I would like to show that the following statement is true
$ \lim_{a\searrow 0} \theta(x)\frac{x^{1-a}}{\Gamma(a)} = \delta(x). $
$\Gamma$ is the gamma function. The above limit is in the sense of distribution, i.e.
$ \lim_{a\searrow 0} \int d x\, f(x) \theta(x)\frac{x^{1-a}}{\Gamma(a)} = f(0) $
for any test function $f$.
On
As it was already explained above, the sequence of function-type distributions, i.e. distributions in $\mathscr D'(\mathbb R)$ which are in fact functions in $L^1_{\text{loc}}(\mathbb R)$,
$$
\tau_a=\theta(x)\frac{x^{1-a}}{\Gamma(a)}, \text{ for }a>0,
$$
does not converge to $\delta(x)$ as $a\to 0.$ A very quick, informal way to see this is to note that, letting
$$
\theta(x)=
\begin{cases}
1\text{ if }x\ge0\\
0\text{ if }x<0,
\end{cases}
$$
then, for an arbitrary but fixed $x\in\mathbb R$,
$$
\lim_{a\to0 }\theta(x)\frac{x^{1-a}}{\Gamma(a)}=0,
$$
from here we see that the sequence has no hope of converging to $\delta$.
This argument is made rigorous as follows: notice that the definition of $\theta$ function is not restrictive, since altering is value only at the origin cannot affect the value of any integral it appears in.
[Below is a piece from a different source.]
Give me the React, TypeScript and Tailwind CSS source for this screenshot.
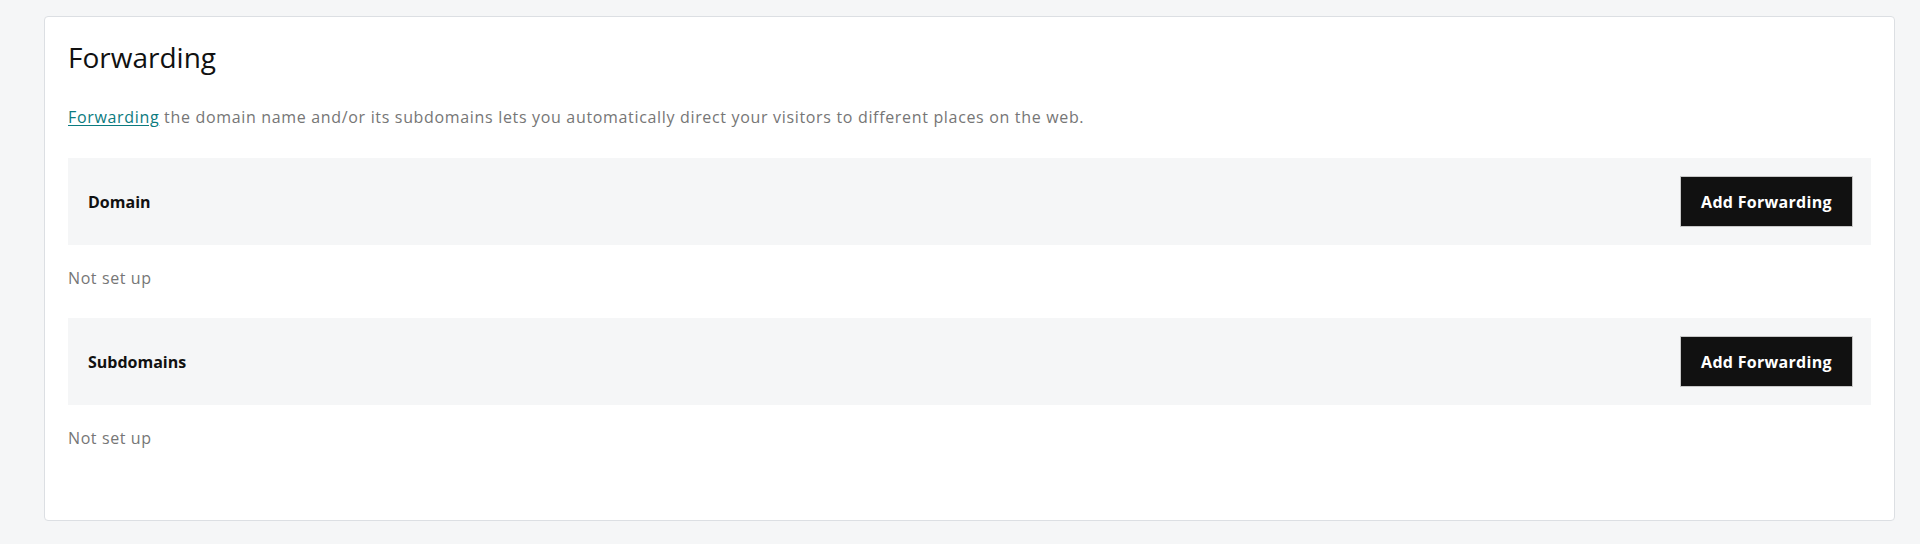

Then, letting $\varphi\in\mathscr D(\mathbb R)$, with support enclosed in the ball $B_R$ of radius $R$ centred at the origin, $$ \langle \tau_a,\varphi\rangle=\int_{-\infty}^{+\infty}\tau_a(x)\varphi(x)dx $$ and we can pull the limit $a\to0$ under the integral sign thanks to Lebesgue's theorem, getting $0$, since the integrand is dominated for small $a$ by $$ R\chi_{B_R}(x) $$ which is summable ($\chi_A$ is the characteristic function of the set $A$).
As an exercise, one can follow your example and look for a sequence of distributions involving the $\Gamma$ function and which do converge to $\delta$. Consider the functions $$ \rho_\varepsilon(t,x) \equiv \frac{e^{-|t|/\varepsilon}|t|^{x-1}}{2\Gamma(x)}\varepsilon^{-x},\text{ for }x>0. $$ Then $$ \int_{\mathbb R}\frac{e^{-|t|/\varepsilon}|t|^{x-1}}{2\Gamma(x)}\varepsilon^{-x}\varphi(t) dt= \int_{\mathbb R}\frac{e^{-|s|}|s|^{x-1}}{2\Gamma(x)}\varphi(\varepsilon s)ds; $$ by Lebesgue's theorem, since the integrand is dominated by $$ \sup_{\text{supp}\varphi}|\varphi|\frac{e^{-|s|}|s|^{x-1}}{2\Gamma(x)} $$ and $$ \int_{\mathbb R}\frac{e^{-|s|}|s|^{x-1}}{2\Gamma(x)} ds = \frac{1}{\Gamma(x)}\int_{0}^{+\infty}e^{-\rho}\rho^{x-1}d\rho=1, $$ finally $$ \lim_{\varepsilon\to0}\rho_\varepsilon(t,x)=\delta(t)\text{ for }x>0. $$
Let a test function $\phi$ with support in $[-1,1]$. Then the integral writes $$\int_{0}^1\frac{x^{1-a}}{\Gamma(a)}\phi(x)dx $$
Obviously, for $a \le 1 $ $$0\le \int_{0}^1\frac{x^{1-a}}{\Gamma(a)}\phi(x)dx \le\frac{1}{\Gamma(a)} \int_{0}^1 \phi(x)dx\to 0\text{ as }a\to 0^+,$$
hence your hypothesis is false.